Nevertheless, a great deal of mischief could be done in the name of "unique circumstances," since there are specific causes of local erosion up and down the coast.  This could undermine the purpose of Goal 18, which protects beaches and dunes. We are currently weighing our legal options, while waiting to see whether the "respondents" (the landowners) and the county choose to appeal the remand, and assuming that the county will take up the issue again on reconsideration and seek to find a way to justify riprapping vacant lots that should not be eligible for shoreline armoring at all.

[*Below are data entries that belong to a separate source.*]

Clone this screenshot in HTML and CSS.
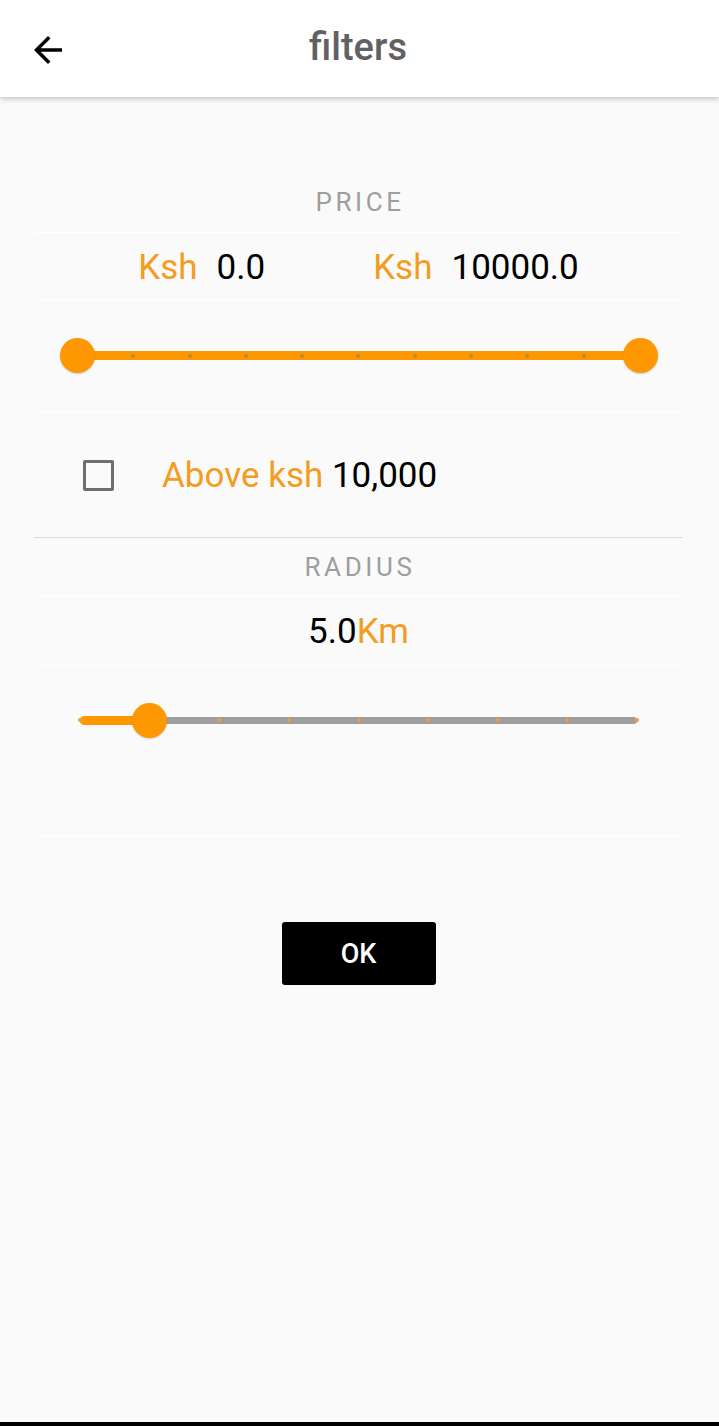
FILE: index.html
```html
<!DOCTYPE html>
<html>
<head>
<meta charset="utf-8">
<link rel="stylesheet" href="styles.css">
</head>
<body>
<div class="page">
  <header class="appbar">
    <svg class="back" viewBox="0 0 24 24" width="42" height="42"><path d="M20 11H7.83l5.59-5.59L12 4l-8 8 8 8 1.41-1.41L7.83 13H20v-2z" fill="#000"/></svg>
    <h1 class="title">filters</h1>
  </header>
  <main class="content">
    <div class="row row-price-label"><span class="label">PRICE</span></div>
    <div class="row row-values">
      <div class="group"><span class="orange">Ksh</span><span class="val">0.0</span></div>
      <div class="group"><span class="orange">Ksh</span><span class="val">10000.0</span></div>
    </div>
    <div class="row row-slider1">
      <div class="slider range">
        <div class="track full"></div>
        <div class="ticks gray-ticks">
          <i></i><i></i><i></i><i></i><i></i><i></i><i></i><i></i><i></i><i></i><i></i>
        </div>
        <div class="thumb" style="left:0%"></div>
        <div class="thumb" style="left:100%"></div>
      </div>
    </div>
    <div class="row row-check">
      <span class="checkbox"></span>
      <span class="check-text"><span class="orange">Above ksh</span> 10,000</span>
    </div>
    <div class="row row-radius-label"><span class="label">RADIUS</span></div>
    <div class="row row-km"><span>5.0</span><span class="orange">Km</span></div>
    <div class="row row-slider2">
      <div class="slider single">
        <div class="track inactive"></div>
        <div class="track active" style="width:12.5%"></div>
        <div class="ticks orange-ticks">
          <i></i><i></i><i></i><i></i><i></i><i></i><i></i><i></i><i></i>
        </div>
        <div class="thumb" style="left:12.5%"></div>
      </div>
    </div>
    <div class="actions">
      <button class="ok">OK</button>
    </div>
  </main>
  <div class="navbar"></div>
</div>
</body>
</html>
```

FILE: styles.css
```css
* { box-sizing: border-box; }
html, body { margin: 0; padding: 0; }
body {
  background: #fafafa;
  font-family: Roboto, "Noto Sans", sans-serif;
}
.page {
  min-height: 1426px;
  display: flex;
  flex-direction: column;
}
.appbar {
  height: 97px;
  background: #fff;
  box-shadow: 0 2px 5px rgba(0,0,0,0.22);
  display: flex;
  align-items: center;
  position: relative;
  z-index: 1;
}
.back {
  margin-left: 27px;
  margin-top: 2px;
}
.title {
  margin: 0;
  position: absolute;
  left: 0;
  right: 0;
  top: 0;
  text-align: center;
  font-size: 38px;
  font-weight: 500;
  color: #616161;
  line-height: 94px;
  pointer-events: none;
  padding-right: 3px;
}
.content {
  padding: 0 36px 0 34px;
  flex: 1;
}
.row {
  border-bottom: 1px solid #ffffff;
  display: flex;
  align-items: center;
  justify-content: center;
}
.label {
  font-size: 26px;
  letter-spacing: 3.6px;
  color: #9e9e9e;
  line-height: 30px;
  margin-right: -3px;
}
.row-price-label {
  height: 136px;
  padding-top: 74px;
}
.orange { color: #f39c22; }
.row-values {
  height: 67px;
  font-size: 35px;
  color: #000;
  gap: 108px;
  padding-top: 3px;
}
.group { display: flex; gap: 19px; }
.row-slider1 {
  height: 112px;
  padding: 0 43px 0 43px;
}
.slider {
  position: relative;
  width: 100%;
  height: 36px;
}
.track {
  position: absolute;
  left: 0;
  top: 50%;
}
.range .track.full {
  width: 100%;
  height: 9px;
  margin-top: -5px;
  background: #ff9800;
}
.ticks {
  position: absolute;
  left: 0;
  right: 0;
  top: 50%;
  display: flex;
  justify-content: space-between;
  height: 4px;
  margin-top: -2px;
}
.ticks i {
  width: 4px;
  height: 4px;
  border-radius: 50%;
  margin-left: -2px;
  margin-right: -2px;
}
.gray-ticks i { background: rgba(120,120,120,0.5); }
.gray-ticks i:first-child, .gray-ticks i:last-child { visibility: hidden; }
.orange-ticks i { background: #e8a040; }
.thumb {
  position: absolute;
  top: 50%;
  width: 35px;
  height: 35px;
  margin-left: -17.5px;
  margin-top: -17.5px;
  border-radius: 50%;
  background: #ff9800;
  box-shadow: 0 1px 2px rgba(0,0,0,0.18);
}
.row-check {
  height: 126px;
  justify-content: flex-start;
  border-bottom: 1px solid #dcdcdc;
  padding-left: 49px;
  padding-top: 2px;
}
.checkbox {
  width: 31px;
  height: 31px;
  border: 3px solid #6f6f6f;
  border-radius: 2px;
  display: inline-block;
}
.check-text {
  margin-left: 48px;
  font-size: 35px;
  color: #000;
}
.row-radius-label {
  height: 59px;
}
.row-km {
  height: 69px;
  font-size: 35px;
  color: #000;
  padding-top: 1px;
}
.row-slider2 {
  height: 171px;
  align-items: flex-start;
  padding: 36px 46px 0 46px;
}
.single .track.inactive {
  width: 100%;
  height: 7px;
  margin-top: -3px;
  border-radius: 3.5px;
  background: #9e9e9e;
}
.single .track.active {
  height: 9px;
  margin-top: -4px;
  border-radius: 4.5px 0 0 4.5px;
  background: #ff9800;
}
.actions {
  display: flex;
  justify-content: center;
  padding-top: 85px;
}
.ok {
  width: 154px;
  height: 63px;
  background: #000;
  color: #fff;
  border: none;
  border-radius: 3px;
  font-family: Roboto, sans-serif;
  font-size: 27px;
  font-weight: 500;
}
.navbar {
  height: 4px;
  background: #000;
}
```
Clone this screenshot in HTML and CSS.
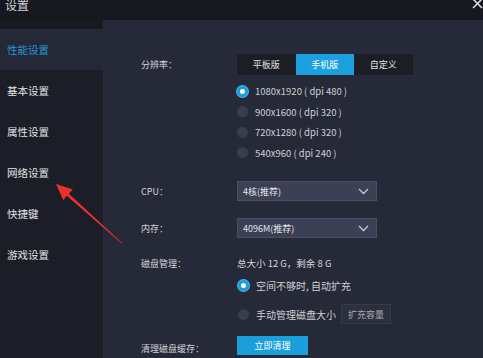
FILE: index.html
```html
<!DOCTYPE html>
<html>
<head>
<meta charset="utf-8">
<link rel="stylesheet" href="styles.css">
</head>
<body>
<div class="win">
  <div class="titlebar">
    <span class="title">设置</span>
    <svg class="close" width="11" height="11" viewBox="0 0 11 11"><path d="M1 0 L10 9 M10 0 L1 9" stroke="#d8d8dc" stroke-width="1.6"/></svg>
  </div>
  <div class="body">
    <div class="sidebar">
      <div class="item active">性能设置</div>
      <div class="item">基本设置</div>
      <div class="item">属性设置</div>
      <div class="item">网络设置</div>
      <div class="item">快捷键</div>
      <div class="item">游戏设置</div>
    </div>
    <div class="main">
      <div class="row r-res">
        <div class="label">分辨率：</div>
        <div class="seg">
          <div class="seg-btn">平板版</div>
          <div class="seg-btn on">手机版</div>
          <div class="seg-btn">自定义</div>
        </div>
      </div>
      <div class="row r-radios">
        <div></div>
        <div class="radios">
          <div class="radio-line"><span class="radio on"></span>1080x1920 ( dpi 480 )</div>
          <div class="radio-line"><span class="radio"></span>900x1600 ( dpi 320 )</div>
          <div class="radio-line"><span class="radio"></span>720x1280 ( dpi 320 )</div>
          <div class="radio-line"><span class="radio"></span>540x960 ( dpi 240 )</div>
        </div>
      </div>
      <div class="row r-cpu">
        <div class="label">CPU：</div>
        <div class="select"><span>4核(推荐)</span><svg width="11" height="7" viewBox="0 0 11 7"><path d="M1 1 L5.5 5.5 L10 1" fill="none" stroke="#c8cad2" stroke-width="1.3"/></svg></div>
      </div>
      <div class="row r-mem">
        <div class="label">内存：</div>
        <div class="select"><span>4096M(推荐)</span><svg width="11" height="7" viewBox="0 0 11 7"><path d="M1 1 L5.5 5.5 L10 1" fill="none" stroke="#c8cad2" stroke-width="1.3"/></svg></div>
      </div>
      <div class="row r-disk">
        <div class="label">磁盘管理：</div>
        <div class="text">总大小 12 G，剩余 8 G</div>
      </div>
      <div class="row r-auto">
        <div></div>
        <div class="radio-line"><span class="radio on"></span>空间不够时, 自动扩充</div>
      </div>
      <div class="row r-manual">
        <div></div>
        <div class="radio-line"><span class="radio"></span>手动管理磁盘大小<span class="btn-gray">扩充容量</span></div>
      </div>
      <div class="row r-clean">
        <div class="label">清理磁盘缓存：</div>
        <div><span class="btn-blue">立即清理</span></div>
      </div>
    </div>
  </div>
  <svg class="arrow" width="483" height="358" viewBox="0 0 483 358">
    <polygon points="56,184 72.8,189.6 68.9,193.8 122.4,243.2 121.7,243.6 66.8,195.8 63.2,200" fill="#e8322b"/>
  </svg>
</div>
</body>
</html>
```
FILE: styles.css
```css
* { box-sizing: border-box; }
html, body { margin: 0; padding: 0; }
body {
  width: 483px;
  height: 358px;
  overflow: hidden;
  background: #262937;
  font-family: "Noto Sans CJK SC", "Liberation Sans", sans-serif;
  color: #d6d7dc;
}
.win { position: relative; width: 483px; height: 358px; display: flex; flex-direction: column; }
.titlebar {
  height: 20px;
  background: #17181f;
  display: flex;
  justify-content: space-between;
  align-items: flex-start;
  flex: none;
}
.title { font-size: 12px; line-height: 12px; margin-top: -1px; margin-left: 5px; color: #d4d4d8; }
.close { margin-right: 0; margin-top: -1px; }
.body { flex: 1; display: flex; }
.sidebar {
  width: 103px;
  flex: none;
  background: #1c1e27;
  padding-top: 9px;
  box-shadow: inset 0 9px 0 #191a21;
}
.item {
  height: 41px;
  display: flex;
  align-items: center;
  padding-left: 7px;
  font-size: 10.5px;
  color: #e2e2e6;
}
.item.active { background: #252836; color: #1f9ad8; }
.main { flex: 1; padding-left: 38px; padding-top: 34px; }
.row { display: grid; grid-template-columns: 96px auto; align-items: center; }
.label { font-size: 9px; color: #d2d3d8; }
.seg { display: flex; height: 21px; }
.seg-btn {
  width: 58.5px;
  background: #1c1e26;
  font-size: 9px;
  color: #e0e0e4;
  display: flex;
  align-items: center;
  justify-content: center;
}
.seg-btn.on { background: #1ba1e0; color: #fff; }
.r-radios { margin-top: 6px; }
.radio-line {
  display: flex;
  align-items: center;
  height: 20.5px;
  font-size: 9.5px;
  color: #cfd0d6;
}
.radio {
  width: 11px;
  height: 11px;
  border-radius: 50%;
  background: #3a3d4c;
  margin-right: 7px;
  flex: none;
}
.radio.on {
  background: #fff;
  border: 3px solid #1a9ce0;
  box-shadow: 0 0 0 1px #4fb4ea;
}
.r-cpu { margin-top: 18px; }
.r-mem { margin-top: 17px; }
.select {
  width: 140px;
  height: 20px;
  background: #3c4054;
  border: 1px solid #4a4e63;
  display: flex;
  align-items: center;
  justify-content: space-between;
  padding: 0 7px 0 5px;
  font-size: 9px;
  color: #e2e3e8;
}
.r-disk { margin-top: 15px; height: 20px; }
.text { font-size: 9.5px; color: #d6d7dc; }
.r-auto { margin-top: 2px; }
.r-auto .radio-line, .r-manual .radio-line { height: 20px; font-size: 10px; }
.r-auto .radio, .r-manual .radio { margin-left: 1px; }
.r-manual { margin-top: 9px; }
.btn-gray {
  margin-left: 5px;
  width: 50px;
  height: 20px;
  background: #2c2f3e;
  border: 1px solid #363a4a;
  display: inline-flex;
  align-items: center;
  justify-content: center;
  font-size: 9px;
  color: #a8aab2;
}
.r-clean { margin-top: 12px; }
.btn-blue {
  width: 71px;
  height: 19px;
  background: #1a9fdc;
  display: inline-flex;
  align-items: center;
  justify-content: center;
  font-size: 9px;
  color: #fff;
  vertical-align: top;
}
.arrow { position: absolute; left: 0; top: 0; pointer-events: none; }
```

Some history: The county’s Board of Commissioners approved development of an 880-foot-long “beachfront protection structure” (a riprap revetment) on an active foredune in the Pine Beach area (north of Camp Magruder and south of Rockaway Beach).  Attorney Anu Sawkar of the non-profit Crag Law Center, our partner in the Coastal Law Project, represented us and Surfrider together in the case.  There was a long delay, as the county was very slow to provide the complete official record justifying its decision.  But the record was finally "settled," both sides filed their briefs, and on Aug. 23, LUBA heard oral arguments. 

We asserted that the property owners did not demonstrate that their properties are eligible for shoreline armoring under Goal 18 of Oregon’s land use planning laws, which protects beaches and dunes. Only properties developed by Jan. 1, 1977 are eligible. We won on this point--LUBA found that none of the properties was eligible for riprap without a special exception.The Tillamook County Board of Commissioners approved such an “exception” to the state requirement at the behest of the property owners.

Goal 18 exists to preserve our public beaches, and access up and down the shoreline.  It also protects the natural character of dunes and bluffs.  Riprap and other types of shoreline hardening damage the public beach, and can eventually lead to the loss of the beach and to blocking public access along the beach, as artificial riprap peninsulas constrict the beach at higher tides (and at progressively lower tides, as sea level rise advances). Goal 18 was established to provide clear notice to developers that shoreline armoring wouldn’t be allowed, so that the Oregon coast wouldn’t turn into a wall of riprap.  A riprap revetment or other form of shoreline hardening, projecting onto the public shoreline, is in effect a private taking of land belonging to the public, without compensation.  Allowing an ‘exception’ like this completely undermines the purpose of the law.

Oregon Shores and Surfrider contend that the Tillamook County commissioners wrongly determined that impacts from the project, including the loss of dune habitat and loss of beach access, would not negatively impact the public or the coastal ecosystem, despite evidence to the contrary. The beach that will be impacted by the project is an important recreational area, serving surfers, beachgoers and thousands of campers annually from adjacent Camp Magruder as well as the Barview Jetty Campground. “Unfortunately, the County chose to support the interests of a handful of property owners over a statewide policy that protects Oregon’s beaches and dunes for everyone”, says Charlie Plybon, Oregon Policy Manager for Surfrider Foundation.

LUBA’s ruling in favor of the county regarding “unique circumstances” raises concerns, since erosion due to El Nino/La Nina events or existing jetties is not particularly unique.

This appeal is an important test for the statewide goal exception process as it pertains to shoreline stabilization approvals. The applicant is essentially asking Oregon to make an exception to state law protecting public beaches to allow for the taking of public property to protect private property. Coastal property owners and developers all along the Oregon coast who developed their properties knowing that shoreline armoring would not be allowed on their property will be watching this case and will be eager to apply for their own Goal 18 exceptions should the County approval stand. 

While Goal 18 grandfathered in structures that existed when it was passed, it was intended to conserve the public trust in Oregon’s shoreline by prohibiting the spread of armored shorelines. The beachfront houses for which the exception is being sought were built on vulnerable lands, in full knowledge that they were not eligible for riprap.  

Oregon Shores has long argued that Oregon needs a statewide policy addressing sea level rise and its effects on the shoreline, rather than the current piecemeal approach. Beyond countering the threat to public beaches and Statewide Planning Goal 18 that the Pine Beach case presents, the appellants hope that the case may also be a catalyst for a more holistic approach at the state level.